By the way, is better to use white noise excitation, (standard is 20-20khz, constant power over the frequency range) and then limit the post processing analysis (FFT) to 200hz than simply use a single tone at 30hz. In this way the vibration output is an rms value that takes in account everything in the operating range. The value is more significant than a single frequency

Excellent thanks, I will implement this.

Very best,
 
I'll see if I can prop it up. It's not hard to do that. It will be the same though. A passive radiator does not cancel out the forces and reduce box vibrations. Both active drivers is what does that as they have equal opposed forces. So there's no benefit to the vibration measurement of an active driver and passive driver, you no longer are getting the vibration canceling. So building that is not for vibration reduction.

Very best,
Many years ago i observed an anomaly on a nearfield measurement of a bass speaker in ported enclosure . I finally understood it was due to the box "dancing" on the floor . It was movement and no vibration . I just want to know if arranging the speakers that way does any improvement .
Thanks
 
Many years ago i observed an anomaly on a nearfield measurement of a bass speaker in ported enclosure . I finally understood it was due to the box "dancing" on the floor . It was movement and no vibration . I just want to know if arranging the speakers that way does any improvement .
Thanks

Ok, well, if you plan on doing this with a passive radiator, then no it will not improve the vibration of the box and it will still be able to dance/wander on the floor if its not high enough mass to stay put under load. Active + Passive = no opposed forces to cancel = full vibration on the box still.

If you are however considering two active drivers in opposition with the same polarity, then yes, it will cancel out the box vibrations and it will not dance at all and will not wander around. It doesn't matter if the drivers are horizontal or vertical. All that matters is that they are opposed and active with the same polarity. Do that and the opposed forces cancel = no vibration on the box = no dancing or wandering on the floor.

Very best,
 
I agree completely with you ; but does your accelerometer only mesure vibrations and not tiny movements of the box . These movements could be avoided by mass or fixing to the floor or simply by the switch of the box ?

It measures a few things, I mainly focused on looking at acceleration and angular velocity changes. So if it moves, it's noted in one or the other and in which axis.

The sub moves because its mass being low. If you put some weight on it, like some books, or a heavy stone block, it will no longer walk around the room. How much weight you need to add depends uniquely on the individual sub.

Fixing it to the floor will couple it and then the vibration is transferred to what its couples to. This could be fine if its concrete, but if it's subfloor you will not like the results probably as then the whole floor will vibrate.

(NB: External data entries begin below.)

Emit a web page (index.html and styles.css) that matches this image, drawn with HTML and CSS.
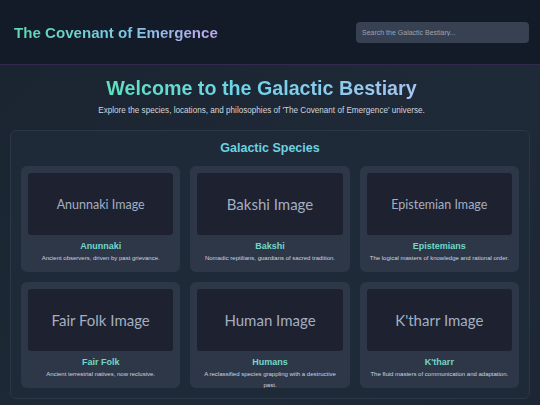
FILE: index.html
```html
<!DOCTYPE html>
<html lang="en">
<head>
<meta charset="utf-8">
<title>The Covenant of Emergence</title>
<link rel="stylesheet" href="styles.css">
</head>
<body>
<header class="site-header">
  <div class="brand">The Covenant of Emergence</div>
  <input class="search" type="text" placeholder="Search the Galactic Bestiary...">
</header>
<main class="main">
  <div class="hero">
    <h1 class="welcome">Welcome to the Galactic Bestiary</h1>
    <p class="intro">Explore the species, locations, and philosophies of 'The Covenant of Emergence' universe.</p>
  </div>
  <section class="panel">
    <h2 class="panel-title">Galactic Species</h2>
    <div class="grid">
      <div class="card"><div class="thumb">Anunnaki Image</div><div class="name">Anunnaki</div><p class="desc">Ancient observers, driven by past grievance.</p></div>
      <div class="card"><div class="thumb big">Bakshi Image</div><div class="name">Bakshi</div><p class="desc">Nomadic reptilians, guardians of sacred tradition.</p></div>
      <div class="card"><div class="thumb">Epistemian Image</div><div class="name">Epistemians</div><p class="desc">The logical masters of knowledge and rational order.</p></div>
      <div class="card"><div class="thumb big">Fair Folk Image</div><div class="name">Fair Folk</div><p class="desc">Ancient terrestrial natives, now reclusive.</p></div>
      <div class="card"><div class="thumb big">Human Image</div><div class="name">Humans</div><p class="desc">A reclassified species grappling with a destructive past.</p></div>
      <div class="card"><div class="thumb big">K'tharr Image</div><div class="name">K'tharr</div><p class="desc">The fluid masters of communication and adaptation.</p></div>
    </div>
  </section>
</main>
</body>
</html>
```

FILE: styles.css
```css
* { box-sizing: border-box; }
html, body { margin: 0; padding: 0; }
body {
  width: 540px;
  height: 405px;
  overflow: hidden;
  background: #1c2533;
  font-family: "Liberation Sans", Arial, sans-serif;
  color: #d1d5db;
}
.site-header {
  height: 65px;
  background: #131a28;
  border-bottom: 1px solid #33294f;
  display: flex;
  align-items: center;
  justify-content: space-between;
  padding: 0 10px 0 14px;
}
.brand {
  font-size: 15.1px;
  font-weight: bold;
  background: linear-gradient(90deg, #5fd9b3 0%, #7cc8e6 55%, #c0a6ea 100%);
  -webkit-background-clip: text;
  background-clip: text;
  color: transparent;
  margin-top: 1px;
}
.search {
  width: 173px;
  height: 21px;
  margin-right: 1px;
  border: none;
  border-radius: 4px;
  background: #374151;
  color: #d1d5db;
  font-family: "Liberation Sans", Arial, sans-serif;
  font-size: 7px;
  padding: 0 6px;
  outline: none;
}
.search::placeholder { color: #9aa3b2; }
.main {
  background: linear-gradient(135deg, #1b2431 0%, #1f2a38 60%, #1c2634 100%);
  padding: 11px 10px 0;
  height: 340px;
}
.hero {
  padding-right: 17px;
}
.welcome {
  font-size: 19.7px;
  font-weight: bold;
  line-height: 24px;
  text-align: center;
  background: linear-gradient(90deg, #5fe0c0 0%, #6fd3e8 45%, #a8c4f2 100%);
  background-clip: text;
  -webkit-background-clip: text;
  color: transparent;
  width: fit-content;
  margin: 0 auto;
}
.intro {
  margin: 6px 0 0;
  text-align: center;
  font-size: 8.15px;
  line-height: 10px;
  color: #d1d5db;
}
.panel {
  margin-top: 14px;
  background: #1f2a38;
  border: 1px solid #2b3646;
  border-radius: 6px;
  padding: 9px 10px 10px;
}
.panel-title {
  margin: 0 0 10px;
  text-align: center;
  font-size: 12.5px;
  line-height: 16px;
  color: #6bd3e3;
}
.grid {
  display: grid;
  grid-template-columns: repeat(3, 1fr);
  column-gap: 10px;
  row-gap: 10px;
}
.card {
  background: #2d3748;
  border-radius: 6px;
  padding: 7px 7px 8px;
  height: 106px;
  text-align: center;
}
.thumb {
  height: 62px;
  background: #1e212f;
  border-radius: 3px;
  display: flex;
  align-items: center;
  justify-content: center;
  font-family: Lato, "Liberation Sans", sans-serif;
  font-size: 12.5px;
  color: #a3afc1;
}
.thumb.big { font-size: 15px; }
.name {
  margin-top: 5px;
  font-size: 9px;
  font-weight: bold;
  color: #72d8c8;
  line-height: 12px;
}
.desc {
  margin: 1px 0 0;
  font-size: 6px;
  line-height: 11px;
  color: #cbd5e0;
}
```
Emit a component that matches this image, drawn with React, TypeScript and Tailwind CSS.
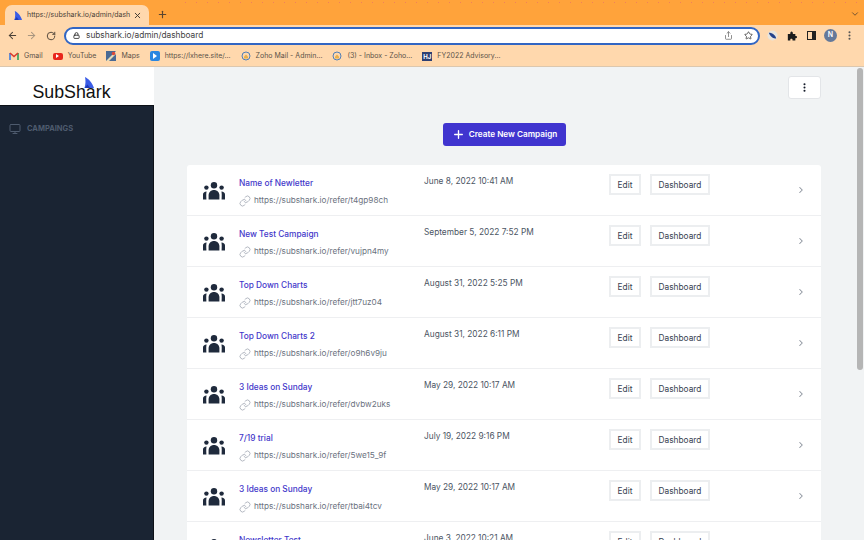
import { ArrowLeft, ArrowRight, ChevronDown, ChevronRight, EllipsisVertical, Link, Lock, Monitor, Plus, RotateCw, Share, Star, X } from "lucide-react";

const campaigns = [
  { name: "Name of Newletter", date: "June 8, 2022 10:41 AM", url: "https://subshark.io/refer/t4gp98ch" },
  { name: "New Test Campaign", date: "September 5, 2022 7:52 PM", url: "https://subshark.io/refer/vujpn4my" },
  { name: "Top Down Charts", date: "August 31, 2022 5:25 PM", url: "https://subshark.io/refer/jtt7uz04" },
  { name: "Top Down Charts 2", date: "August 31, 2022 6:11 PM", url: "https://subshark.io/refer/o9h6v9ju" },
  { name: "3 Ideas on Sunday", date: "May 29, 2022 10:17 AM", url: "https://subshark.io/refer/dvbw2uks" },
  { name: "7/19 trial", date: "July 19, 2022 9:16 PM", url: "https://subshark.io/refer/5we15_9f" },
  { name: "3 Ideas on Sunday", date: "May 29, 2022 10:17 AM", url: "https://subshark.io/refer/tbai4tcv" },
  { name: "Newsletter Test", date: "June 3, 2022 10:21 AM", url: "https://subshark.io/refer/k2mw8zqa" },
];

const SharkFin = ({ className }: { className: string }) => (
  <svg viewBox="0 0 10 11" className={className}>
    <path d="M1 0 C4.5 1.5 8.5 6 10 11 L0.5 11 C1.6 7.5 1.8 3.5 1 0 Z" fill="#3a5ce6" />
    <path d="M0.5 11 L3.5 7.5 L6 11 Z" fill="#1f3bb8" />
  </svg>
);

const GroupIcon = () => (
  <svg viewBox="0 0 22 18" className="h-[18px] w-[22px]" fill="#1f2a3c">
    <circle cx="11" cy="3.3" r="3.2" />
    <circle cx="3.4" cy="5.6" r="2.2" />
    <circle cx="18.6" cy="5.6" r="2.2" />
    <path d="M5.6 17.5 V13.5 C5.6 10.2 8 8 11 8 C14 8 16.4 10.2 16.4 13.5 V17.5 Z" />
    <path d="M0 17.5 V12.5 C0 10.8 1.4 9.8 3.6 9.6 C3.2 11 3.2 13 3.4 17.5 Z" />
    <path d="M22 17.5 V12.5 C22 10.8 20.6 9.8 18.4 9.6 C18.8 11 18.8 13 18.6 17.5 Z" />
  </svg>
);

const Bookmark = ({ icon, label }: { icon: React.ReactNode; label: string }) => (
  <div className="flex items-center gap-[5px]">
    {icon}
    <span>{label}</span>
  </div>
);

const MailRing = () => (
  <svg viewBox="0 0 10 10" className="h-[10px] w-[10px]" fill="none">
    <circle cx="5" cy="5" r="4" stroke="#4f7fb8" strokeWidth="1" />
    <path d="M3 5.5 L5 3.5 L7 5.5 V7.5 H3 Z" fill="#e9b04a" />
  </svg>
);

const Browser = () => (
  <div className="relative shrink-0 font-['Inter',sans-serif]">
    <div className="absolute left-[180px] right-0 top-[1px] h-[3px] bg-[radial-gradient(#f0805a_0.6px,transparent_0.8px)] bg-[length:11px_3px]" />
    <div className="flex h-[25px] items-end bg-[#ffa33b] pl-[5px]">
      <div className="flex h-[20px] w-[144px] items-center rounded-t-[7px] bg-[#ffd8ad] pl-[9px] pr-[7px] text-[7px] text-[#4a4036]">
        <SharkFin className="h-[9px] w-[8px] shrink-0" />
        <span className="ml-[5px] whitespace-nowrap">https://subshark.io/admin/dash</span>
        <X size={9} strokeWidth={2.5} className="ml-auto shrink-0 text-[#3d3630]" />
      </div>
      <Plus size={11} strokeWidth={2.5} className="mb-[5px] ml-[8px] text-[#5a4630]" />
      <ChevronDown size={10} className="mb-[6px] ml-auto mr-[4px] text-[#5a4630]" />
    </div>
    <div className="flex h-[21px] items-center bg-[#ffd8ad] pl-[7px] pr-[2px]">
      <ArrowLeft size={11} strokeWidth={2.2} className="text-[#4a4036]" />
      <ArrowRight size={11} strokeWidth={2.2} className="ml-[8px] text-[#a8957f]" />
      <RotateCw size={10} strokeWidth={2.2} className="ml-[9px] text-[#4a4036]" />
      <div className="ml-[8px] flex h-[18px] w-[696px] items-center rounded-full border-2 border-[#3166c4] bg-white pl-[7px] pr-[5px] text-[8.3px] text-[#3f3f3f]">
        <Lock size={7} strokeWidth={3} className="text-[#333]" />
        <span className="ml-[6px]">subshark.io/admin/dashboard</span>
        <Share size={9} className="ml-auto text-[#6b6b6b]" />
        <Star size={9} strokeWidth={2.2} className="ml-[11px] text-[#444]" />
      </div>
      <svg viewBox="0 0 12 12" className="ml-[7px] h-[11px] w-[11px]">
        <circle cx="6" cy="6" r="5.5" fill="#e8e4dc" />
        <path d="M2 3 C5 3 9 5 10 9 C7 10 3.5 7 2 3 Z" fill="#23428c" />
      </svg>
      <svg viewBox="0 0 12 12" className="ml-[9px] h-[10px] w-[10px]" fill="#1c1c1c">
        <path d="M1 3.5 H4 C3.6 1.5 4.6 0.5 5.5 0.5 C6.4 0.5 7.4 1.5 7 3.5 H10 V6 C11.8 5.6 12 6.6 12 7.3 C12 8 11.8 9 10 8.6 V11.5 H6.6 C7 9.8 6 9.4 5.2 9.4 C4.4 9.4 3.6 9.8 4 11.5 H1 Z" />
      </svg>
      <div className="ml-[10px] h-[9px] w-[9px] border border-r-[4px] border-[#222]" />
      <div className="ml-[8px] flex h-[13px] w-[13px] items-center justify-center rounded-full bg-[#64799a] text-[7px] font-semibold text-white">N</div>
      <EllipsisVertical size={11} strokeWidth={2.5} className="ml-[7px] text-[#555]" />
    </div>
    <div className="flex h-[21px] items-center gap-[10px] border-b border-[#dcc7ae] bg-[#ffd8ad] pl-[9px] text-[7px] text-[#5b5248]">
      <Bookmark
        label="Gmail"
        icon={
          <svg viewBox="0 0 10 8" className="h-[8px] w-[10px]" fill="none" strokeWidth="1.6">
            <path d="M1 8 V1" stroke="#3f7de0" />
            <path d="M9 8 V1" stroke="#2fa05a" />
            <path d="M1 1 L5 4.5 L9 1" stroke="#dc3a2c" />
          </svg>
        }
      />
      <Bookmark
        label="YouTube"
        icon={
          <span className="flex h-[7px] w-[10px] items-center justify-center rounded-[2px] bg-[#e8261c]">
            <span className="h-0 w-0 border-y-[2px] border-l-[3px] border-y-transparent border-l-white" />
          </span>
        }
      />
      <Bookmark
        label="Maps"
        icon={
          <svg viewBox="0 0 10 10" className="h-[10px] w-[10px]">
            <rect width="10" height="10" fill="#4a6a94" />
            <path d="M0 10 L10 0 V3 L3 10 Z" fill="#e8dcb8" />
            <circle cx="7.5" cy="2.5" r="1.8" fill="#d9483a" />
          </svg>
        }
      />
      <Bookmark
        label="https://lxhere.site/..."
        icon={
          <span className="flex h-[10px] w-[10px] items-center justify-center rounded-[2px] bg-[#2a86e0]">
            <span className="h-0 w-0 border-y-[3px] border-l-[4px] border-y-transparent border-l-white" />
          </span>
        }
      />
      <Bookmark label="Zoho Mail - Admin..." icon={<MailRing />} />
      <Bookmark label="(3) - Inbox - Zoho..." icon={<MailRing />} />
      <Bookmark
        label="FY2022 Advisory..."
        icon={<span className="h-[9px] w-[10px] bg-[#2d3f73] text-center text-[6px] font-bold leading-[9px] text-white">HJ</span>}
      />
    </div>
  </div>
);

const Row = ({ name, date, url }: { name: string; date: string; url: string }) => (
  <div className="flex h-[51px] shrink-0 border-b border-[#eeeff1]">
    <div className="flex w-[52px] shrink-0 items-center pl-[16px] pt-[1px]">
      <GroupIcon />
    </div>
    <div className="w-[185px] shrink-0 pt-[12px]">
      <div className="text-[8.3px] font-medium leading-[13px] text-[#4338ca]">{name}</div>
      <div className="mt-[4px] flex items-center gap-[3px] text-[8.2px] leading-[13px] text-[#6b7280]">
        <Link size={12} strokeWidth={1.5} className="text-[#9ca3af]" />
        {url}
      </div>
    </div>
    <div className="w-[185px] shrink-0 pt-[10px] text-[8.3px] leading-[13px] text-[#4b5563]">{date}</div>
    <div className="flex shrink-0 items-start gap-[9px] pt-[9px]">
      <button className="h-[21px] w-[32px] border-2 border-[#eceef0] pt-[1px] text-[8.3px] text-[#374151]">Edit</button>
      <button className="h-[21px] w-[60px] border-2 border-[#eceef0] pt-[1px] text-[8.3px] text-[#374151]">Dashboard</button>
    </div>
    <ChevronRight size={10} strokeWidth={2.5} className="ml-auto mr-[15px] mt-[20px] text-[#8b929c]" />
  </div>
);

export default function App() {
  return (
    <div className="flex h-[540px] w-[864px] flex-col overflow-hidden font-['Inter',sans-serif]">
      <Browser />
      <div className="flex min-h-0 flex-1">
        <aside className="flex w-[154px] shrink-0 flex-col">
          <div className="relative flex h-[38px] items-end justify-center bg-white pb-[2px] pr-[11px]">
            <SharkFin className="absolute left-[84px] top-[10px] h-[11px] w-[10px]" />
            <span className="font-['Liberation_Sans',sans-serif] text-[17.8px] leading-[22px] text-[#111]">SubShark</span>
          </div>
          <div className="flex flex-1 items-start gap-[6px] border-r border-t border-[#0d1117] bg-[#1a2433] pl-[9px] pt-[17px] text-[7.5px] font-bold text-[#4e5b6e]">
            <Monitor size={12} />
            <span className="leading-[12px]">CAMPAINGS</span>
          </div>
        </aside>
        <main className="flex min-w-0 flex-1 flex-col bg-[#f1f3f4]">
          <div className="flex justify-end pr-[33px] pt-[9px]">
            <div className="flex h-[23px] w-[33px] items-center justify-center rounded-[3px] border border-[#e3e5e8] bg-white">
              <EllipsisVertical size={11} strokeWidth={2.5} className="text-[#111827]" />
            </div>
          </div>
          <div className="flex justify-center pl-[1px] pt-[24px]">
            <button className="flex h-[23px] w-[123px] items-center justify-center gap-[4px] rounded-[3px] bg-[#4034cf] text-[8.2px] font-semibold text-white">
              <Plus size={13} strokeWidth={2.5} />
              Create New Campaign
            </button>
          </div>
          <div className="ml-[33px] mt-[19px] flex w-[634px] flex-col rounded-[3px] bg-white">
            {campaigns.map((c) => (
              <Row key={c.url} {...c} />
            ))}
          </div>
        </main>
        <div className="relative w-[10px] shrink-0 bg-[#f1f3f4]">
          <div className="absolute right-[1px] top-[1px] h-[302px] w-[6px] rounded-full bg-[#b5b5b5]" />
        </div>
      </div>
    </div>
  );
}
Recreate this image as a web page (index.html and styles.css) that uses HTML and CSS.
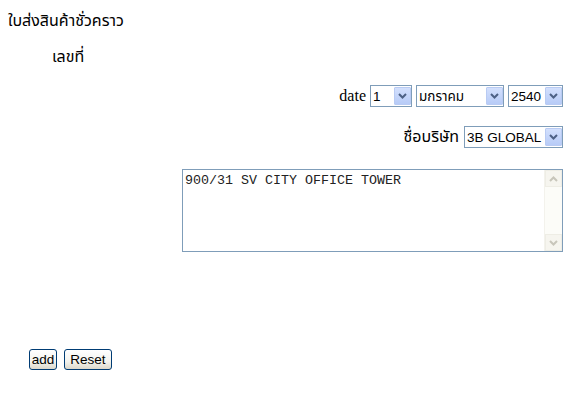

Or, if you want it to completely not vibrate, simply have pairs of drivers in opposition in same polarity and they'll cancel each other out in any orientation (vertical is fine) as long as they're aligned opposed physically. The only issue with what you're describing is the passive driver. If you go with two active drivers you can do what I did here and eliminate box vibrations. The extra driver lets you get more SPL and more excursion as a system so you can house curve it to be similar to what a passive radiator build would do.